- What you are asked to do:
In the entries below, count every line with the string "React". State the count and nothing else.
begin Entries shown
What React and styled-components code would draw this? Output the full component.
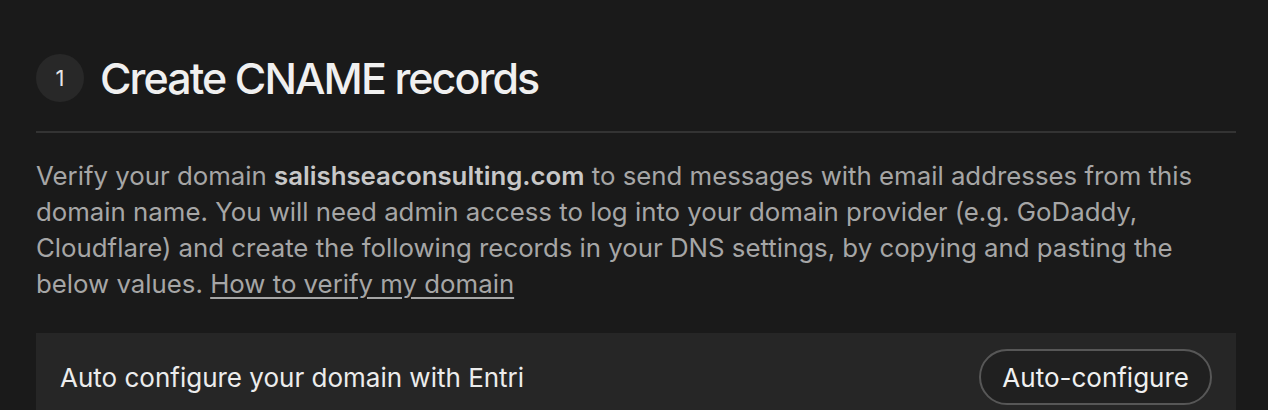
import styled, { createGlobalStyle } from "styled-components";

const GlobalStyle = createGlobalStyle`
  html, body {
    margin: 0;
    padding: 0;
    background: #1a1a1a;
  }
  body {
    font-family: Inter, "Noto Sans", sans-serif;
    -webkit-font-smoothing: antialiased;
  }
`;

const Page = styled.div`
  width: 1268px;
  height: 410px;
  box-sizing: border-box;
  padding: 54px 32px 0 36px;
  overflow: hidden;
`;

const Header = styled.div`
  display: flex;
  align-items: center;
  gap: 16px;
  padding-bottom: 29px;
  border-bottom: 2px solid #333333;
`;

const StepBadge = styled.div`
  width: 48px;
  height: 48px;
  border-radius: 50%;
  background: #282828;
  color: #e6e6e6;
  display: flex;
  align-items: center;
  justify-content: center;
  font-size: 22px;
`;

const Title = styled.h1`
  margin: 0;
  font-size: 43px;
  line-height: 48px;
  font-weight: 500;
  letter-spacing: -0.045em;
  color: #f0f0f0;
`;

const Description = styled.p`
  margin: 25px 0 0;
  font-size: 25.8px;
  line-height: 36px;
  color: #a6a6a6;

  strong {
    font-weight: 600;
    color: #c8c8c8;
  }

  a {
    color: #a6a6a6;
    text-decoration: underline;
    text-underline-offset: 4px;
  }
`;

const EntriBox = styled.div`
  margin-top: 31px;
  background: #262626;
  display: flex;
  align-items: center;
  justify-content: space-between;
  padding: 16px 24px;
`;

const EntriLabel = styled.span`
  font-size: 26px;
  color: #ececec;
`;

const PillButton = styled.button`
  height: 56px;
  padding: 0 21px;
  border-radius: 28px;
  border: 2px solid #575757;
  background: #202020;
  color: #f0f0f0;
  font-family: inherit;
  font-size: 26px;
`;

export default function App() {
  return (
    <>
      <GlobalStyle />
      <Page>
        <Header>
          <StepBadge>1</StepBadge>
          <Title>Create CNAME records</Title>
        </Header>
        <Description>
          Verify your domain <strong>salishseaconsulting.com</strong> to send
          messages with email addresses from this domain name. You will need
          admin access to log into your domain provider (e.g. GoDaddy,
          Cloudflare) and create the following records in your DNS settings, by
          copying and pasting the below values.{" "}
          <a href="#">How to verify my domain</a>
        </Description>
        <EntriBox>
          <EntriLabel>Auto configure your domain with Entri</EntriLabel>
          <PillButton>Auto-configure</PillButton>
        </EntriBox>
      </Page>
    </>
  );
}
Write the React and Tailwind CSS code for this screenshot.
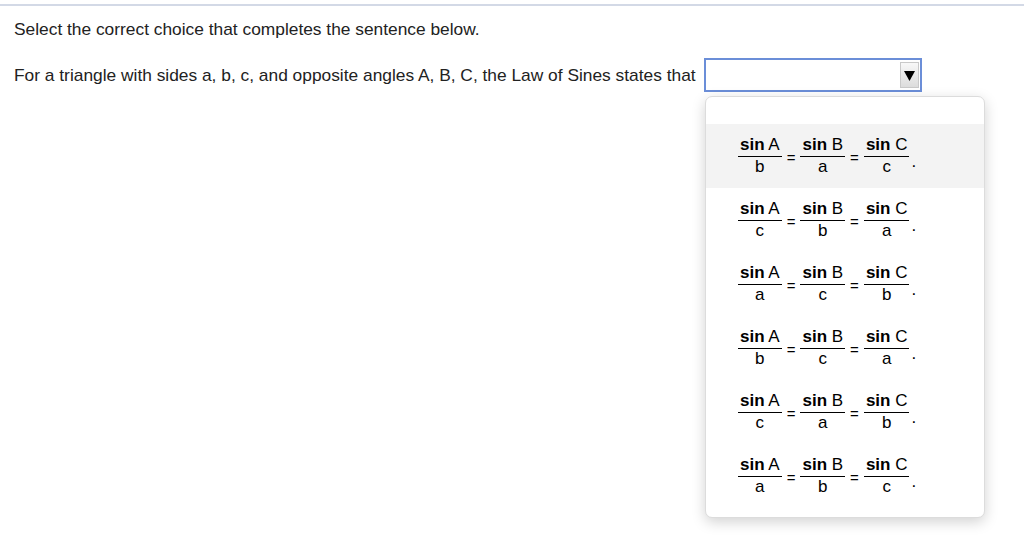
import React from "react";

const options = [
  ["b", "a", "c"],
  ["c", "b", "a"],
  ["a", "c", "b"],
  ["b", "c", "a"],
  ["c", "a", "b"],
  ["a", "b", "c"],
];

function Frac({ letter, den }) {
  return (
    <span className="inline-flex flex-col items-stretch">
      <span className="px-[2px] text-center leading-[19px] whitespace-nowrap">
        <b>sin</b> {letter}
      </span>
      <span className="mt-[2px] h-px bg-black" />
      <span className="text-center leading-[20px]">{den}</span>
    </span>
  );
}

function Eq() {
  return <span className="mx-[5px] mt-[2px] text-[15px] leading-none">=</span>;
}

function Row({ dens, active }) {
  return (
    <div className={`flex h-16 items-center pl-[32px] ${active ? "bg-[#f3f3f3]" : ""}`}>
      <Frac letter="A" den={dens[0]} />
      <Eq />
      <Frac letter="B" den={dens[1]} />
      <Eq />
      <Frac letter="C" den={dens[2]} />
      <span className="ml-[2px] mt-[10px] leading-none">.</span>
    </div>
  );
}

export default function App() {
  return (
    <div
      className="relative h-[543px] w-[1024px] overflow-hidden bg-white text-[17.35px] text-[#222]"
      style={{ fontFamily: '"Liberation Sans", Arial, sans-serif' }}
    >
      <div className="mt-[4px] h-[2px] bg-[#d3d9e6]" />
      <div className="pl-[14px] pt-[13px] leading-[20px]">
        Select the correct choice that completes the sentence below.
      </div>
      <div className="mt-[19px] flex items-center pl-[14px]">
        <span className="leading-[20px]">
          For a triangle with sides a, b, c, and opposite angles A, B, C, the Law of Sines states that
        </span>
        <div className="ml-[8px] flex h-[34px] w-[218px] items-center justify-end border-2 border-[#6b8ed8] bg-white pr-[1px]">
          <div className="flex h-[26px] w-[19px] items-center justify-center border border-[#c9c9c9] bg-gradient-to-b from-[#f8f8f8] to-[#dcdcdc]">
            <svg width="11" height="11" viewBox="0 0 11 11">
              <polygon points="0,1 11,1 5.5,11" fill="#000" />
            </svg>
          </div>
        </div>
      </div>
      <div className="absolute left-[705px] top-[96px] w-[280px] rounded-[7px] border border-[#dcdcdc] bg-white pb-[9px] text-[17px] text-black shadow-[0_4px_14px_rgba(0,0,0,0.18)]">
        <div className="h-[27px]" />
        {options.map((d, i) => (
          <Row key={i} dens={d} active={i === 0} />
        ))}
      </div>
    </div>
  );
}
end Entries shown
- Output for this exercise:
3